My critique partner made the claim that when you write like this the reader doesn't get to experience both the hero and heroine's emotion...for instance, when they share their first kiss. But this is not so. Sam tells his story about their chance kiss in his cynical way. There was nothing to the kiss. It was just a peck, one he'd give his own sister. He brushes the thought aside. There's more important things to think Gary at work and how he always spys on Sam.

But wait, the next scene opens in Sara's loving point of view. She feels she has met her knight in shining armour. His lips were soft against hers and his hand pressed ever so gently against the small of her back.
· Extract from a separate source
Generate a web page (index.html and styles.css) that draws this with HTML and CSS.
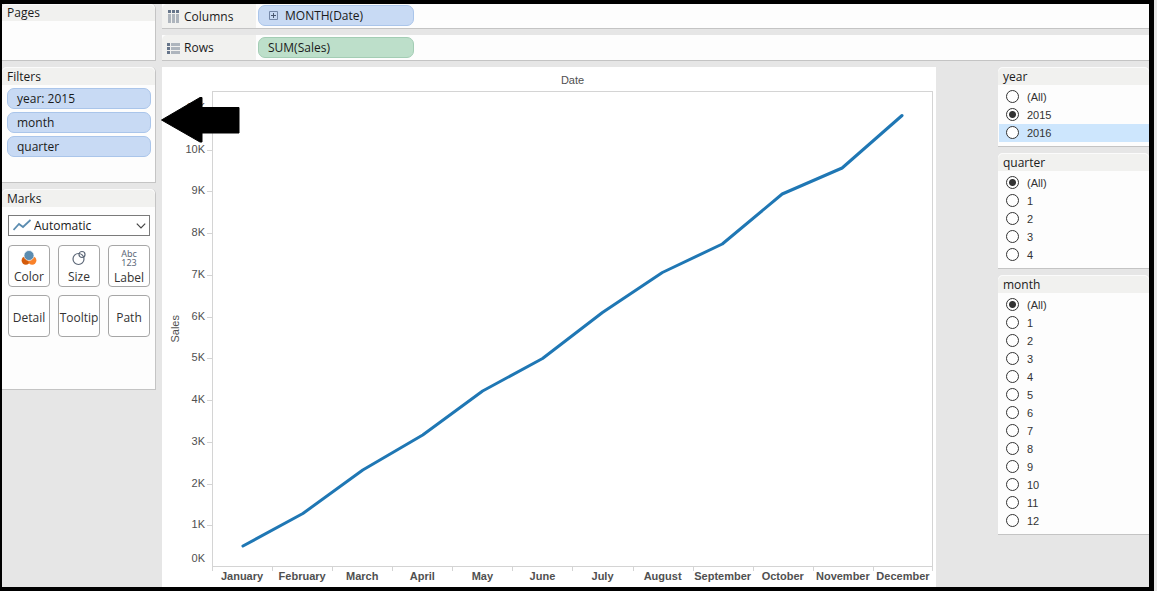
FILE: index.html
```html
<!DOCTYPE html>
<html lang="en">
<head>
<meta charset="utf-8">
<title>Sales by Month</title>
<link rel="stylesheet" href="styles.css">
</head>
<body>
<div class="frame">
  <aside class="sidebar">
    <section class="card card-pages">
      <h2 class="card-title">Pages</h2>
    </section>
    <section class="card card-filters">
      <h2 class="card-title">Filters</h2>
      <div class="pill-list">
        <button class="pill" type="button">year: 2015</button>
        <button class="pill" type="button">month</button>
        <button class="pill" type="button">quarter</button>
      </div>
    </section>
    <section class="card card-marks">
      <h2 class="card-title">Marks</h2>
      <div class="marks-body">
        <div class="mark-type">
          <svg class="mark-type-icon" width="18" height="12" viewBox="0 0 18 12" fill="none" stroke="#5b8cb0" stroke-width="1.800"><path d="M0.500 11 L6 5 L10 8 L17.500 1"/></svg>
          <select class="mark-select" aria-label="Mark type"><option>Automatic</option></select>
          <svg class="mark-type-arrow" width="10" height="6" viewBox="0 0 10 6" fill="none" stroke="#444" stroke-width="1.200"><path d="M0.800 0.700 L5 5 L9.200 0.700"/></svg>
        </div>
        <div class="mark-grid">
          <button class="mark-button" type="button">
            <svg width="16" height="16" viewBox="0 0 16 16"><circle cx="4.800" cy="10.500" r="4.200" fill="#d45b0b"/><circle cx="11.200" cy="10.500" r="4.200" fill="#f9812a"/><circle cx="8" cy="5.500" r="5" fill="#5b8cb0" stroke="#fff" stroke-width="0.700"/></svg>
            <span>Color</span>
          </button>
          <button class="mark-button" type="button">
            <svg width="16" height="16" viewBox="0 0 16 16" fill="none" stroke="#5d6878" stroke-width="1.200"><circle cx="7.500" cy="9" r="5.500"/><circle cx="11" cy="4.500" r="3"/></svg>
            <span>Size</span>
          </button>
          <button class="mark-button" type="button">
            <span class="label-glyph" aria-hidden="true"><span>Abc</span><span>123</span></span>
            <span>Label</span>
          </button>
          <button class="mark-button" type="button">Detail</button>
          <button class="mark-button" type="button">Tooltip</button>
          <button class="mark-button" type="button">Path</button>
        </div>
      </div>
    </section>
  </aside>

  <main class="main">
    <div class="shelf">
      <div class="shelf-label">
        <svg width="13" height="13" viewBox="0 0 13 13"><path fill="#66758a" d="M1 0h3v3H1zM5 0h3v3H5zM9 0h3v3H9z"/><path fill="#aeb5bd" d="M1 4h3v9H1zM5 4h3v9H5zM9 4h3v9H9z"/></svg>
        <span>Columns</span>
      </div>
      <button class="pill pill-wide" type="button">
        <svg class="expand" width="9" height="9" viewBox="0 0 9 9" fill="none" stroke="#7588a8"><path d="M0.500 0.500h8v8h-8z"/><path stroke="#4a5870" d="M2 4.500h5M4.500 2v5"/></svg>
        <span>MONTH(Date)</span>
      </button>
    </div>
    <div class="shelf">
      <div class="shelf-label">
        <svg width="13" height="13" viewBox="0 0 13 13"><path fill="#66758a" d="M0 1h3v3H0zM0 5h3v3H0zM0 9h3v3H0z"/><path fill="#aeb5bd" d="M4 1h9v3H4zM4 5h9v3H4zM4 9h9v3H4z"/></svg>
        <span>Rows</span>
      </div>
      <button class="pill pill-wide pill-green" type="button">SUM(Sales)</button>
    </div>

    <div class="workspace">
      <section class="chart">
        <h1 class="chart-title">Date</h1>
        <div class="axis-title"><span>Sales</span></div>
        <div class="y-axis">
          <div class="y-step"><span class="y-label">11K</span></div>
          <div class="y-step"><span class="y-label">10K</span></div>
          <div class="y-step"><span class="y-label">9K</span></div>
          <div class="y-step"><span class="y-label">8K</span></div>
          <div class="y-step"><span class="y-label">7K</span></div>
          <div class="y-step"><span class="y-label">6K</span></div>
          <div class="y-step"><span class="y-label">5K</span></div>
          <div class="y-step"><span class="y-label">4K</span></div>
          <div class="y-step"><span class="y-label">3K</span></div>
          <div class="y-step"><span class="y-label">2K</span></div>
          <div class="y-step"><span class="y-label">1K</span><span class="y-zero">0K</span></div>
        </div>
        <div class="plot">
          <svg class="plot-line" viewBox="0 0 720 474" preserveAspectRatio="none" role="img" aria-label="Sales by month"><polyline points="30,454 90,421.500 150,378 210,343 270,299 330,266.500 390,220.500 450,180.500 510,152 570,102 630,76 690,23.500" fill="none" stroke="#1f77b4" stroke-width="3" stroke-linecap="round" stroke-linejoin="round" vector-effect="non-scaling-stroke"/></svg>
        </div>
        <div class="x-axis">
          <span>January</span><span>February</span><span>March</span><span>April</span><span>May</span><span>June</span><span>July</span><span>August</span><span>September</span><span>October</span><span>November</span><span>December</span>
        </div>
        <svg class="callout" width="80" height="46" viewBox="0 0 80 46"><path d="M0.500 23 L39 0.500 H41 V10.500 H78 V36 H41 V45 H39 Z" fill="#000" stroke="#000" stroke-linejoin="round"/></svg>
      </section>

      <div class="filters">
        <fieldset class="card filter">
          <legend class="card-title">year</legend>
          <div class="options">
            <label class="option"><input type="radio" name="year">(All)</label>
            <label class="option"><input type="radio" name="year" checked>2015</label>
            <label class="option option-active"><input type="radio" name="year">2016</label>
          </div>
        </fieldset>
        <fieldset class="card filter">
          <legend class="card-title">quarter</legend>
          <div class="options">
            <label class="option"><input type="radio" name="quarter" checked>(All)</label>
            <label class="option"><input type="radio" name="quarter">1</label>
            <label class="option"><input type="radio" name="quarter">2</label>
            <label class="option"><input type="radio" name="quarter">3</label>
            <label class="option"><input type="radio" name="quarter">4</label>
          </div>
        </fieldset>
        <fieldset class="card filter">
          <legend class="card-title">month</legend>
          <div class="options">
            <label class="option"><input type="radio" name="month" checked>(All)</label>
            <label class="option"><input type="radio" name="month">1</label>
            <label class="option"><input type="radio" name="month">2</label>
            <label class="option"><input type="radio" name="month">3</label>
            <label class="option"><input type="radio" name="month">4</label>
            <label class="option"><input type="radio" name="month">5</label>
            <label class="option"><input type="radio" name="month">6</label>
            <label class="option"><input type="radio" name="month">7</label>
            <label class="option"><input type="radio" name="month">8</label>
            <label class="option"><input type="radio" name="month">9</label>
            <label class="option"><input type="radio" name="month">10</label>
            <label class="option"><input type="radio" name="month">11</label>
            <label class="option"><input type="radio" name="month">12</label>
          </div>
        </fieldset>
      </div>
    </div>
  </main>
</div>
</body>
</html>
```

FILE: styles.css
```css
* {
  box-sizing: border-box;
}

body {
  margin: 0;
  padding-right: 3px;
  background: #e7e7e7;
  color: #1a1a1a;
  font: 12px/18px "Open Sans", "Noto Sans", sans-serif;
}

button,
select {
  margin: 0;
  color: inherit;
  font: inherit;
}

.frame {
  display: flex;
  gap: 6px;
  min-height: 100vh;
  border: solid #000;
  border-width: 4px 5px 4px 2px;
  background: #e6e6e6;
}

/* Cards */
.sidebar {
  display: flex;
  flex: none;
  flex-direction: column;
  gap: 6px;
  width: 154px;
}

.card {
  border-right: 1px solid #c4c4c4;
  border-bottom: 1px solid #c4c4c4;
  border-radius: 5px 5px 0 0;
  background: #fdfdfd;
}

.card-title {
  margin: 0;
  padding: 2px 5px 0;
  border-radius: 5px 5px 0 0;
  background: #f1f1ef;
  box-shadow: inset 0 1px #fbfbfb;
  font-size: 12px;
  font-weight: 400;
  line-height: 16px;
}

.card-pages {
  min-height: 57px;
}

.card-pages .card-title {
  padding-top: 1px;
}

.card-filters {
  min-height: 116px;
}

.card-marks {
  min-height: 201px;
}

/* Pills */
.pill-list {
  display: grid;
  gap: 3px;
  padding: 3px 4px 0 5px;
}

.pill {
  display: flex;
  align-items: center;
  height: 21px;
  padding: 0 9px;
  border: 1px solid #aac5ea;
  border-radius: 7px;
  background: #c8daf4;
}

.pill-wide {
  gap: 7px;
  width: 156px;
  margin: 1px 2px;
}

.pill-green {
  margin-top: 2px;
  border-color: #a3cdb4;
  background: #bddfca;
}

.expand {
  margin-left: 1px;
}

/* Marks */
.marks-body {
  display: grid;
  gap: 9px;
  padding: 8px 5px 0 6px;
}

.mark-type {
  position: relative;
}

.mark-select {
  display: block;
  width: 100%;
  height: 21px;
  padding: 0 20px 0 25px;
  border: 1px solid #7a7a7a;
  border-radius: 0;
  background: #fff;
  appearance: none;
}

.mark-type-icon,
.mark-type-arrow {
  position: absolute;
  top: 4px;
  left: 5px;
  pointer-events: none;
}

.mark-type-arrow {
  top: 8px;
  right: 4px;
  left: auto;
}

.mark-grid {
  display: grid;
  grid-template-columns: repeat(3, 42px);
  gap: 8px;
  justify-content: space-between;
}

.mark-button {
  display: flex;
  flex-direction: column;
  gap: 2px;
  align-items: center;
  justify-content: center;
  height: 42px;
  padding: 3px 0 0;
  border: 1px solid #a6a6a6;
  border-radius: 4px;
  background: #fff;
  color: #333;
}

.label-glyph {
  display: grid;
  height: 18px;
  color: #5d6878;
  font: 9px/9px "Noto Sans", sans-serif;
}

/* Shelves */
.main {
  display: flex;
  flex: 1;
  flex-direction: column;
  gap: 6px;
  min-width: 0;
}

.shelf {
  display: flex;
  height: 25px;
  border-bottom: 1px solid #c4c4c4;
  background: #fdfdfd;
}

.shelf + .shelf {
  height: 26px;
}

.shelf-label {
  display: flex;
  gap: 4px;
  align-items: center;
  width: 94px;
  padding: 1px 0 0 5px;
  border-radius: 5px 0 0;
  background: #f1f1ef;
}

/* Chart */
.workspace {
  display: flex;
  flex: 1;
  gap: 62px;
}

.chart {
  position: relative;
  display: grid;
  flex: 1;
  grid-template-rows: 24px 1fr 20px;
  grid-template-columns: 22px 28px 1fr;
  padding-right: 3px;
  background: #fff;
  color: #505050;
  font: 11px/14px "Liberation Sans", Arial, sans-serif;
}

.chart-title {
  grid-column: 3;
  margin: 0;
  font-size: 11px;
  font-weight: 400;
  line-height: 26px;
  text-align: center;
}

.axis-title {
  display: flex;
  grid-row: 2;
  grid-column: 1;
  align-items: center;
  justify-content: center;
  padding-left: 4px;
}

.axis-title span {
  writing-mode: vertical-rl;
  transform: rotate(180deg);
}

.y-axis {
  display: flex;
  flex-direction: column;
  grid-row: 2;
  grid-column: 2;
  padding-top: 17px;
}

.y-step {
  display: flex;
  flex: 1;
  flex-direction: column;
  justify-content: space-between;
  background: linear-gradient(#d4d4d4, #d4d4d4) right top / 5px 1px no-repeat;
  text-align: right;
}

.y-label,
.y-zero {
  padding-right: 7px;
}

.y-label {
  margin-top: -8px;
}

.y-zero {
  padding-bottom: 2px;
}

.plot {
  display: flex;
  grid-row: 2;
  grid-column: 3;
  border: 1px solid #d4d4d4;
}

.plot-line {
  flex: 1;
  width: 0;
  height: 100%;
  min-height: 0;
}

.x-axis {
  display: grid;
  grid-row: 3;
  grid-column: 3;
  grid-template-columns: repeat(12, 1fr);
  background: linear-gradient(#d4d4d4, #d4d4d4) right top / 1px 4px no-repeat;
  font-weight: 700;
  line-height: 18px;
}

.x-axis span {
  display: flex;
  justify-content: center;
  min-width: 0;
  background: linear-gradient(#d4d4d4, #d4d4d4) left top / 1px 4px no-repeat;
}

.callout {
  position: absolute;
  top: 30px;
  left: -1px;
}

/* Filter controls */
.filters {
  display: flex;
  flex: none;
  flex-direction: column;
  gap: 6px;
  width: 151px;
}

.filter {
  min-width: 0;
  margin: 0;
  padding: 0;
  border-width: 0 0 1px;
  border-style: solid;
}

.filter .card-title {
  float: left;
  width: 100%;
}

.options {
  clear: both;
  padding: 3px 0 4px 1px;
}

.option {
  display: flex;
  gap: 8px;
  align-items: center;
  padding-left: 7px;
  color: #333;
  font: 11px/18px "Liberation Sans", Arial, sans-serif;
}

.option-active {
  background: #cde6fd;
}

.option input {
  width: 13px;
  height: 13px;
  margin: 0 0 1px;
  border: 1px solid #333;
  border-radius: 50%;
  background: #fff;
  appearance: none;
}

.option input:checked {
  background: radial-gradient(circle, #333 3px, #fff 4px);
}
```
The kiss is obviously the beginning of a relationship.

Same kiss-two scenes-two points of view gives the reader even more insight into the character's goals, motivations, and conflicts. We know even more now than had we had one scene and only the descriptions of each character's emotions during the kiss.

If your not sure what omniscient point of view is...let's take it one step further.

Well, let's introduce one more character...the narrator. If Sam and Sara pass the camera back and forth, so the reader can see each side to their emotions, thoughts, and five senses, the narrator is the producer in the private sound room. The narrator tells the story, but sometimes she steps over her boundary and she spies and she exposes their private thoughts on a T.V. reality show.

However, this omniscient character is worse than the producers of any show. Because she is aware of Sam's and Sara's emotions, thoughts, and five senses and intrudes on their privacy by exposing what she knows, which is okay for a reality show, but is awful for fiction. Readers want to discover the characters on their own without someone telling them what is going on in the story.

Try this:

First Person Exercise

Write about Sara calling Sam for a date in first person. Using the word I and the verb is and be sure to include her five senses, her emotions, and her internal monologue (what she thinks).

Third Person Exercise

Write about Sam's reaction to the phone call in an internal monologue, entirely in third person. Using the word He and the verb was and include his thoughts, emotions, and five senses.

Omniscient Exercise

Write another scene this time about Sara arriving at Sam's apartment to ask him why he won't date her. Include both their thoughts, emotions, and five senses in this one scene.